Quem nos oferece uma boa imagem para representar tal idéia é Paul Ricoeur. A obra Tempo e Narrativa apresenta, assim como Gumbrecht, o triplo movimento  para a transformação do ato da leitura. É chamado de tríplice mimese. A mimese I representa a composição da intriga, está enraizada numa pré-compreensão do mundo e da ação. A mimese II é o reino do “como se” ou da ficção, da obra. É a tessitura da intriga através das disposições: o que se tem do mundo real que será articulado no texto. A mimese III marca a intersecção entre o mundo do texto e o mundo do ouvinte ou do leitor. A princípio tal raciocínio oferece um caráter de circularidade, mas Paul Ricoeur chama a atenção para o uso do vocábulo progressão a fim de apresentar a idéia de continuidade: uma leitura nunca será igual à outra, assim como o aproveitamento dessa leitura dependerá do tempo histórico do sujeito que está diante da obra escrita.

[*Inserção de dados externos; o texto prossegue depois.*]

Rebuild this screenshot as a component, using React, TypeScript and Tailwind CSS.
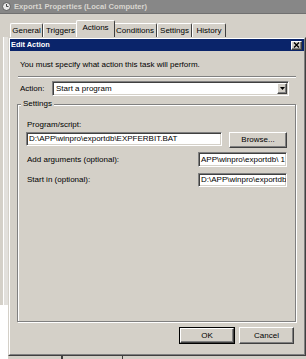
import React from "react";

const raised =
  "border border-t-white border-l-white border-r-[#404040] border-b-[#404040] shadow-[inset_-1px_-1px_0_#808080] bg-[#d4d0c8]";
const sunken =
  "border border-t-[#808080] border-l-[#808080] border-r-white border-b-white shadow-[inset_1px_1px_0_#404040,inset_-1px_-1px_0_#d4d0c8] bg-white";

const ClockIcon = () => (
  <svg width="9" height="9" viewBox="0 0 9 9">
    <circle cx="4.5" cy="4.5" r="4" fill="#e8e8e8" stroke="#5a5a5a" strokeWidth="1" />
    <path d="M4.5 2v2.5h2" stroke="#333" strokeWidth="0.9" fill="none" />
  </svg>
);

const tabs = [
  { label: "General", w: "w-[33px]" },
  { label: "Triggers", w: "w-[35px]" },
  { label: "Actions", w: "w-[39px]", active: true },
  { label: "Conditions", w: "w-[44px]" },
  { label: "Settings", w: "w-[35px]" },
  { label: "History", w: "w-[34px]" },
];

const Tab = ({ label, w, active }: { label: string; w: string; active?: boolean }) => (
  <div
    className={
      active
        ? `${w} h-[17px] -mx-[2px] relative z-10 bg-[#d4d0c8] border-t border-l border-r border-t-white border-l-white border-r-[#404040] rounded-t-[2px] flex justify-center pt-[2px]`
        : `${w} h-[14px] border-t border-l border-r border-t-white border-l-white border-r-[#404040] rounded-t-[2px] flex justify-center pt-[2px]`
    }
  >
    <span className="leading-[10px] whitespace-nowrap">{label}</span>
  </div>
);

export default function App() {
  return (
    <div className="w-[306px] h-[359px] overflow-hidden bg-[#d4d0c8] flex flex-col text-black font-['Liberation_Sans',Arial,sans-serif] text-[8px] leading-[10px]">
      {/* Properties window title */}
      <div className="h-[14px] shrink-0 bg-[#878787] flex items-center pl-[2px] gap-[3px] border-b border-[#707070]">
        <ClockIcon />
        <span className="text-[7.6px] font-bold text-[#d8d6d0] whitespace-nowrap">
          Export1 Properties (Local Computer)
        </span>
      </div>

      {/* Tabs */}
      <div className="h-[23px] shrink-0 flex items-end pl-[10px]">
        {tabs.map((t) => (
          <Tab key={t.label} {...t} />
        ))}
      </div>

      {/* Tab page + Edit Action dialog */}
      <div className="h-[319px] shrink-0 flex">
        <div className="w-[8px] shrink-0 flex flex-col">
          <div className="h-[268px] flex">
            <div className="w-[3px] bg-[#d4d0c8]" />
            <div className="w-[1px] bg-white" />
            <div className="flex-1 bg-[#e2e0dc]" />
          </div>
          <div className="flex-1 bg-white" />
        </div>

        <div className="w-[298px] h-[319px] shrink-0 border border-t-[#d4d0c8] border-l-[#d4d0c8] border-r-[#404040] border-b-[#404040]">
          <div className="h-full border border-t-white border-l-white border-r-[#808080] border-b-[#808080] flex flex-col">
            {/* Title bar */}
            <div className="h-[12px] shrink-0 bg-[#0a246a] flex items-center justify-between pl-[1px] pr-[2px]">
              <span className="text-white font-bold text-[7.4px] whitespace-nowrap">Edit Action</span>
              <div className={`${raised} w-[11px] h-[9px] flex items-center justify-center`}>
                <svg width="7" height="6" viewBox="0 0 7 6">
                  <path d="M1 0.5l5 5M6 0.5l-5 5" stroke="#000" strokeWidth="1.3" />
                </svg>
              </div>
            </div>

            <p className="mt-[8px] ml-[10px] h-[11px] leading-[11px] whitespace-nowrap">
              You must specify what action this task will perform.
            </p>

            <div className="mt-[6px] mx-[8px] h-[2px] border-t border-t-[#808080] border-b border-b-white" />

            {/* Action row */}
            <div className="mt-[3px] h-[15px] flex items-center ml-[10px]">
              <span className="w-[32px]">Action:</span>
              <div className={`${sunken} w-[237px] h-[15px] flex items-center pl-[3px] pr-[1px]`}>
                <span className="flex-1 whitespace-nowrap">Start a program</span>
                <div className={`${raised} w-[10px] h-[11px] flex items-center justify-center`}>
                  <svg width="5" height="3" viewBox="0 0 5 3">
                    <path d="M0 0h5L2.5 3z" fill="#000" />
                  </svg>
                </div>
              </div>
            </div>

            {/* Settings group */}
            <div className="mt-[8px] ml-[7px] w-[279px] h-[218px] shrink-0 relative border border-[#808080] shadow-[inset_1px_1px_0_#fff,1px_1px_0_#fff] flex flex-col">
              <span className="absolute -top-[6px] left-[3px] px-[2px] bg-[#d4d0c8] leading-[10px]">Settings</span>

              <p className="mt-[14px] ml-[9px] h-[11px] leading-[11px]">Program/script:</p>
              <div className="mt-[2px] ml-[8px] flex items-start">
                <div className={`${sunken} w-[196px] h-[14px] flex items-center pl-[2px] overflow-hidden whitespace-nowrap`}>
                  D:\APP\winpro\exportdb\EXPFERBIT.BAT
                </div>
                <button className={`${raised} ml-[7px] w-[58px] h-[16px] flex items-center justify-center`}>
                  Browse...
                </button>
              </div>

              <div className="mt-[4px] h-[15px] flex items-center">
                <span className="ml-[9px]">Add arguments (optional):</span>
                <div className={`${sunken} ml-auto mr-[8px] w-[89px] h-[15px] flex items-center pl-[2px] overflow-hidden whitespace-nowrap`}>
                  APP\winpro\exportdb\ 1
                </div>
              </div>

              <div className="mt-[6px] h-[14px] flex items-center">
                <span className="ml-[9px]">Start in (optional):</span>
                <div className={`${sunken} ml-auto mr-[8px] w-[89px] h-[14px] flex items-center pl-[2px] overflow-hidden whitespace-nowrap`}>
                  D:\APP\winpro\exportdb\
                </div>
              </div>
            </div>

            {/* Buttons */}
            <div className="mt-[5px] mr-[10px] flex justify-end gap-[4px]">
              <div className="w-[56px] h-[17px] border border-black">
                <button className={`${raised} w-full h-full flex items-center justify-center`}>OK</button>
              </div>
              <button className={`${raised} w-[55px] h-[17px] flex items-center justify-center`}>Cancel</button>
            </div>
          </div>
        </div>
      </div>

      {/* Underlying window below dialog */}
      <div className="flex-1 flex">
        <div className="w-[8px] bg-white" />
        <div className="ml-[53px] w-[62px] border-l-2 border-l-[#404040] border-r border-r-[#404040]" />
      </div>
    </div>
  );
}
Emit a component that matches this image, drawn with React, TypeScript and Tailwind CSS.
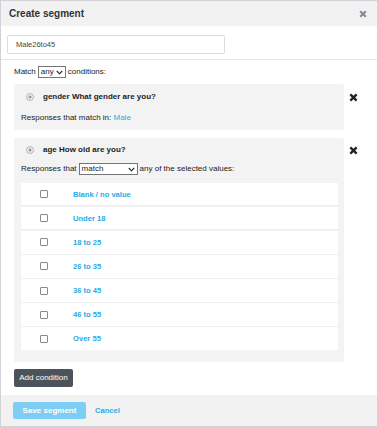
import React from "react";

const ages = [
  "Blank / no value",
  "Under 18",
  "18 to 25",
  "26 to 35",
  "36 to 45",
  "46 to 55",
  "Over 55",
];

function CloseIcon({ size, color }: { size: number; color: string }) {
  return (
    <svg width={size} height={size} viewBox="0 0 10 10">
      <path d="M1.5 1.5 L8.5 8.5 M8.5 1.5 L1.5 8.5" stroke={color} strokeWidth="2.6" strokeLinecap="butt" />
    </svg>
  );
}

function Radio() {
  return (
    <svg width="8" height="8" viewBox="0 0 8 8">
      <circle cx="4" cy="4" r="3.4" fill="#fff" stroke="#a3a3a3" strokeWidth="0.9" />
      <circle cx="4" cy="4" r="1.7" fill="#9d9d9d" />
    </svg>
  );
}

function Chevron() {
  return (
    <svg width="7" height="5" viewBox="0 0 7 5">
      <path d="M0.8 1 L3.5 3.8 L6.2 1" stroke="#222" strokeWidth="1.1" fill="none" />
    </svg>
  );
}

function Select({ value, width }: { value: string; width: string }) {
  return (
    <div
      className={`flex h-[12px] items-center justify-between border border-[#767676] bg-white pl-[2px] pr-[2px] text-[8px] leading-none text-[#222] ${width}`}
    >
      <span>{value}</span>
      <Chevron />
    </div>
  );
}

export default function App() {
  return (
    <div className="flex h-[427px] w-[378px] flex-col border border-[#d2d2d8] bg-white font-['Liberation_Sans',Arial,sans-serif] text-[#222]">
      <div className="flex h-[25px] items-center justify-between bg-[#f2f2f2] pl-[8px] pr-[10px]">
        <span className="text-[10px] font-bold text-[#333]">Create segment</span>
        <CloseIcon size={8} color="#808a98" />
      </div>

      <div className="mt-[9px] ml-[6px] flex h-[19px] w-[218px] items-center rounded-[2px] border border-[#dcdcdc] pl-[8px] text-[7.5px] text-[#444]">
        Male26to45
      </div>

      <div className="mt-[5px] h-px bg-[#e6e6e6]" />

      <div className="mt-[6px] ml-[13px] flex h-[12px] items-center gap-[2px] text-[8px]">
        <span>Match</span>
        <Select value="any" width="w-[28px]" />
        <span>conditions:</span>
      </div>

      <div className="mt-[6px] ml-[13px] flex items-start">
        <div className="h-[46px] w-[330px] rounded-[3px] bg-[#f3f3f3]">
          <div className="flex h-[25px] items-center pl-[12px]">
            <Radio />
            <span className="ml-[9px] text-[8px] font-bold">gender What gender are you?</span>
          </div>
          <div className="pl-[7px] pt-[3px] text-[8px]">
            Responses that match in: <span className="text-[#29aae8]">Male</span>
          </div>
        </div>
        <div className="ml-[5px] mt-[9px]">
          <CloseIcon size={9} color="#222" />
        </div>
      </div>

      <div className="mt-[8px] ml-[13px] flex items-start">
        <div className="w-[330px] rounded-[3px] bg-[#f3f3f3] pb-[12px]">
          <div className="flex h-[24px] items-center pl-[12px]">
            <Radio />
            <span className="ml-[9px] text-[8px] font-bold">age How old are you?</span>
          </div>
          <div className="flex h-[14px] items-center gap-[2px] pl-[7px] text-[8px]">
            <span>Responses that</span>
            <Select value="match" width="w-[59px]" />
            <span>any of the selected values:</span>
          </div>
          <div className="mt-[7px] ml-[7px] w-[317px] bg-[#efefef]">
            {ages.map((a, i) => (
              <div
                key={a}
                className={`flex h-[22.4px] items-center bg-white ${i > 0 ? "mt-[1.7px]" : ""}`}
              >
                <div className="ml-[19px] h-[8px] w-[8px] rounded-[1px] border border-[#8a8a8a] bg-white" />
                <span className="ml-[25px] text-[7.6px] font-bold text-[#29aae8]">{a}</span>
              </div>
            ))}
          </div>
        </div>
        <div className="ml-[5px] mt-[8px]">
          <CloseIcon size={9} color="#222" />
        </div>
      </div>

      <div className="mt-[7px] ml-[13px] flex h-[18px] w-[59px] items-center justify-center rounded-[2px] bg-[#4c535b] text-[8px] text-white">
        Add condition
      </div>

      <div className="mt-auto flex h-[31px] items-center bg-[#f2f2f2] pl-[12px]">
        <div className="flex h-[17px] w-[73px] items-center justify-center rounded-[2px] bg-[#7dcdf5] text-[8px] font-bold text-white">
          Save segment
        </div>
        <span className="ml-[9px] text-[7.6px] font-bold text-[#29aae8]">Cancel</span>
      </div>
    </div>
  );
}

De certa forma, voltamos às idéias de Schopenhauer que sugere, entre outras coisas, que ao comprarmos livros deveríamos comprar também o tempo. Complementa observando que: “Todo livro minimamente importante deveria ser lido de imediato duas vezes,(...) em parte porque, para todos os efeitos, na segunda vez abordamos cada passagem com um ânimo e estado de espírito diferentes do que tínhamos na primeira, o que resulta em uma impressão diferente e é como se olhássemos um objeto sob uma outra luz”. A nova luz, o novo efeito, que está carregado com todo o histórico particular que cada leitor possui, promove, assim, o efeito circular e progressivo provocado pela leitura. Tirando as terminologias científicas e acadêmicas, o ato da leitura provoca o leitor para novas dúvidas, para supostas respostas, mas não para o conformismo, como se ali estivesse todo o cerne do conhecimento humano. Essa inquietude provocada pela leitura talvez seja o que mais de interessante nos apresente a teoria da recepção.